La sintonía con la vida es un hecho natural. Proviene de reconocer lo que hay, de ver las cosas como son.
¿Y qué es un ser humano? El hijo de su padre y de su madre, los haya conocido o no, estén vivos o estén muertos. Es una evidencia, tan simple que parece una perogrullada decirlo. Las cosas esenciales suelen ser simples.
El padre y la madre engendraron una vida a la que se llamó hijo o hija. Un hijo o una hija es una vida concebida por unos padres. Todo ser humano es hijo, por tanto es vida.
Reconocernos como hijo o hija de nuestros padres, simultáneamente nos hace reconocernos como vida engendrada por ellos. Somos una vida, con su principio y su fin. Somos vida, hasta que llegue la muerte. Reconocernos como “hijo de” nos sintoniza con la vida, somos la vida misma.
Y cuando llega la muerte, la filiación permanece y se transmite genéticamente a todos los descendientes. Soy “hijo de” me hace pertenecer para siempre. En la vida y en la muerte seguiré siendo “hijo de”.
Las actuaciones y vivencias emocionales de la persona se memorizan en los genes de los familiares vivos de un modo particularmente intenso en el momento de la muerte a la vez que la energía vuelve a su primer estado, anterior a la concepción. La energía pierde la densidad de la vida humana, recobrando su primera vibración.
Soy “hijo o hija de” significa que por ahora soy una vida, soy vida. De un modo natural soy vida, mientras esté vivo. No necesito buscar la vida más allá de mí. Soy vida, y ¿Dónde reconozco esta vida? En el instante presente, soy vida ahora. Soy ahora.
Uno está en sintonía con la vida, cuando acepta o reconoce ser hijo de sus padres.
La extraordinaria fuerza de la concepción nos transforma en energía de vida. Energía de hijo es energía de vida. Soy la vida creada por los padres, soy vida.

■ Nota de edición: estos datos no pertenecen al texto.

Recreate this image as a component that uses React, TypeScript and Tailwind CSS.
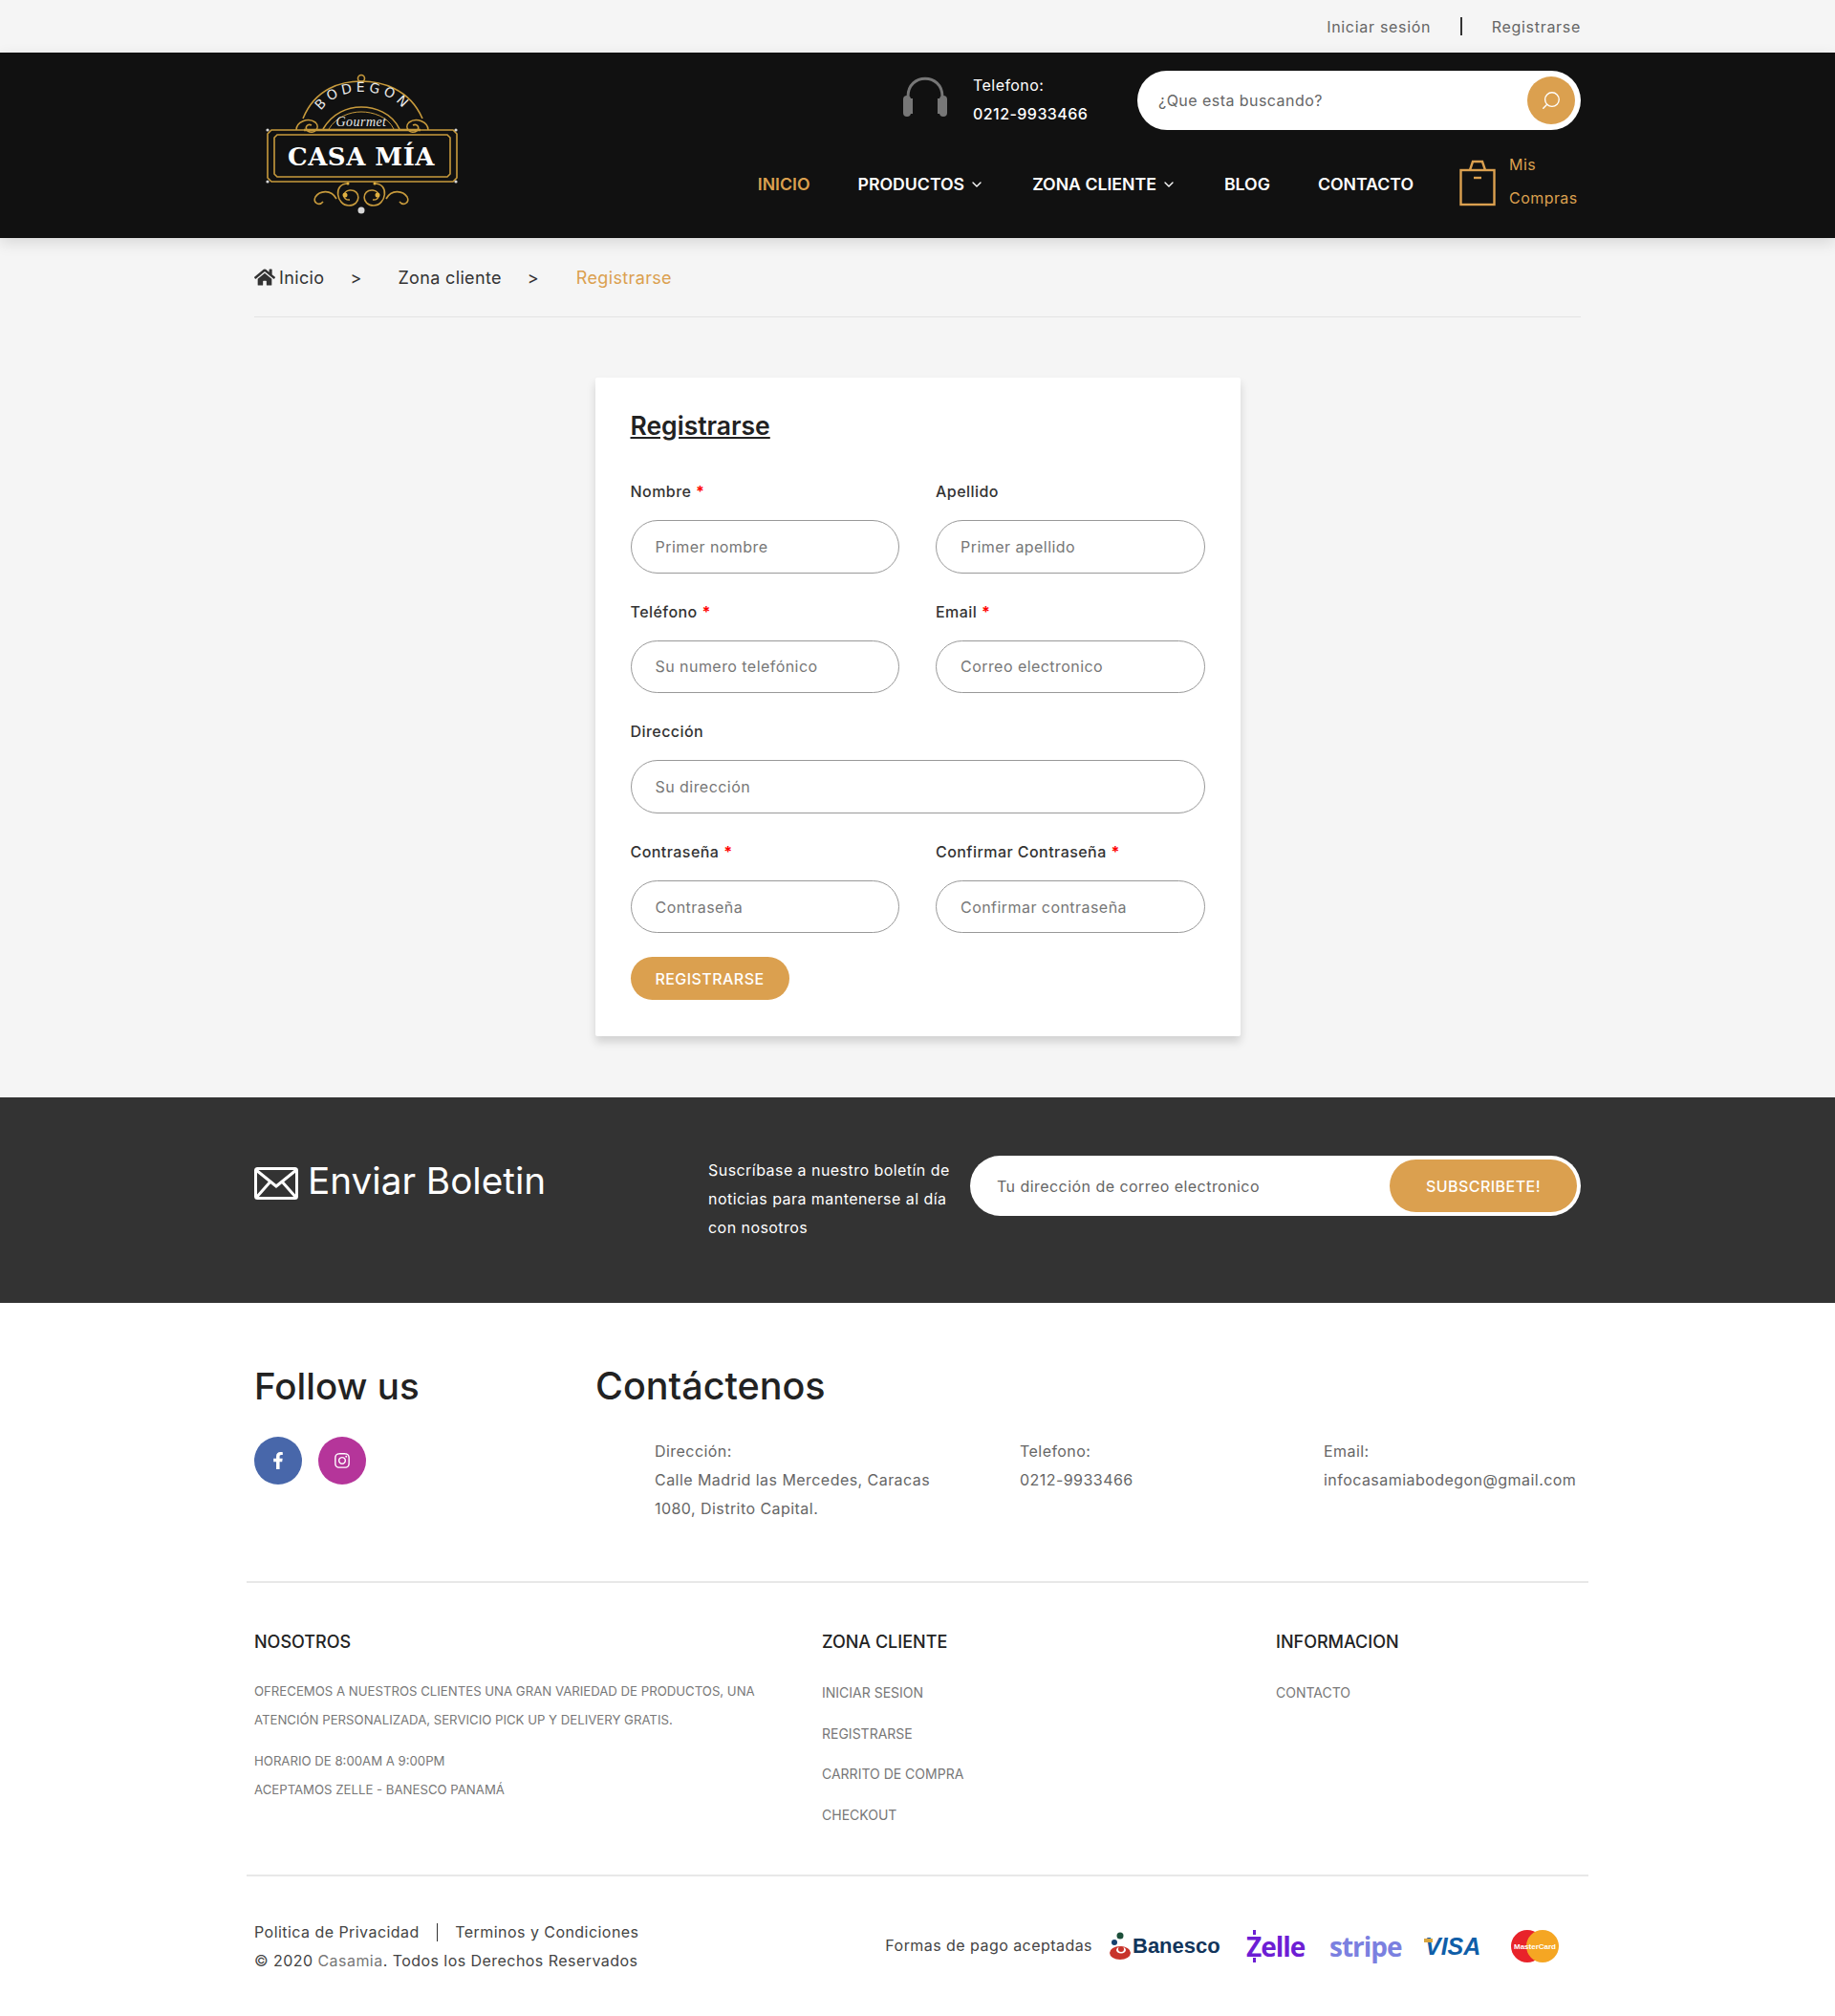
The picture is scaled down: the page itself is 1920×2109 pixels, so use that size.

En mi todo el pasado se ordena y toda mi fuerza vive en el momento presente, dirigida hacia el futuro.
Reconocerme como “hijo o hija de” me sintoniza simultaneamente con la vida y con Algo más grande. Permite que nuestra vida fluya espontáneamente en el respeto de la jerarquía natural, de la pertenencia y del equilibrio entre dar y recibir.
En efecto, soy “hijo o hija de” me coloca en mi lugar y me permite pertenecer.
Reconocer que soy “hijo o hija de” me impulsa a vivir y ayudar a vivir. No puedo no hacerlo, mi deuda hacia mis padres es tan grande que sólo puedo querer vivir la vida regalada por ellos y ayudar a los demás a vivir. Así, de un modo instintivo equilibro lo que recibí de mis padres con mis ganas de vivir y lo que doy a mi entorno.
No reconocernos como “hijo o hija de” tiene como consecuencia inmediata cortarnos de la vida y de su fuerza. Nos corta del respeto instintiva de los Órdenes del amor.
En efecto, no reconocerme como “hijo o hija de” es causa o consecuencia de mi rechazo de la jerarquía natural.
No reconocerme como “hijo o hija de” me aleja de mi grupo de pertenencia, provocando en mi exclusión de otros y de mí misma.
No reconocerme como “hijo o hija de” me impide desear devolver la vida recibida de mis padres. No puedo cumplir con “el equilibrio entre dar y recibir”.
Sólo reconocemos los órdenes del amor por la consecuencia dolorosa de su transgresión. Como dice Bert Hellinger, sólo conocemos los órdenes del amor por sus efectos. Si hemos tomado a nuestros padres, estos órdenes son respetados de un modo implícito. Es el rechazo a los padres, por ende a la vida como es, lo que provoca los desórdenes y la necesidad de conocer estos órdenes del amor.
Reconocernos como hijo o hija nos sintoniza con la vida. Sintonía que nos permite fluir con los órdenes del amor. Porque esta sintonía es la matriz de los órdenes en el amor.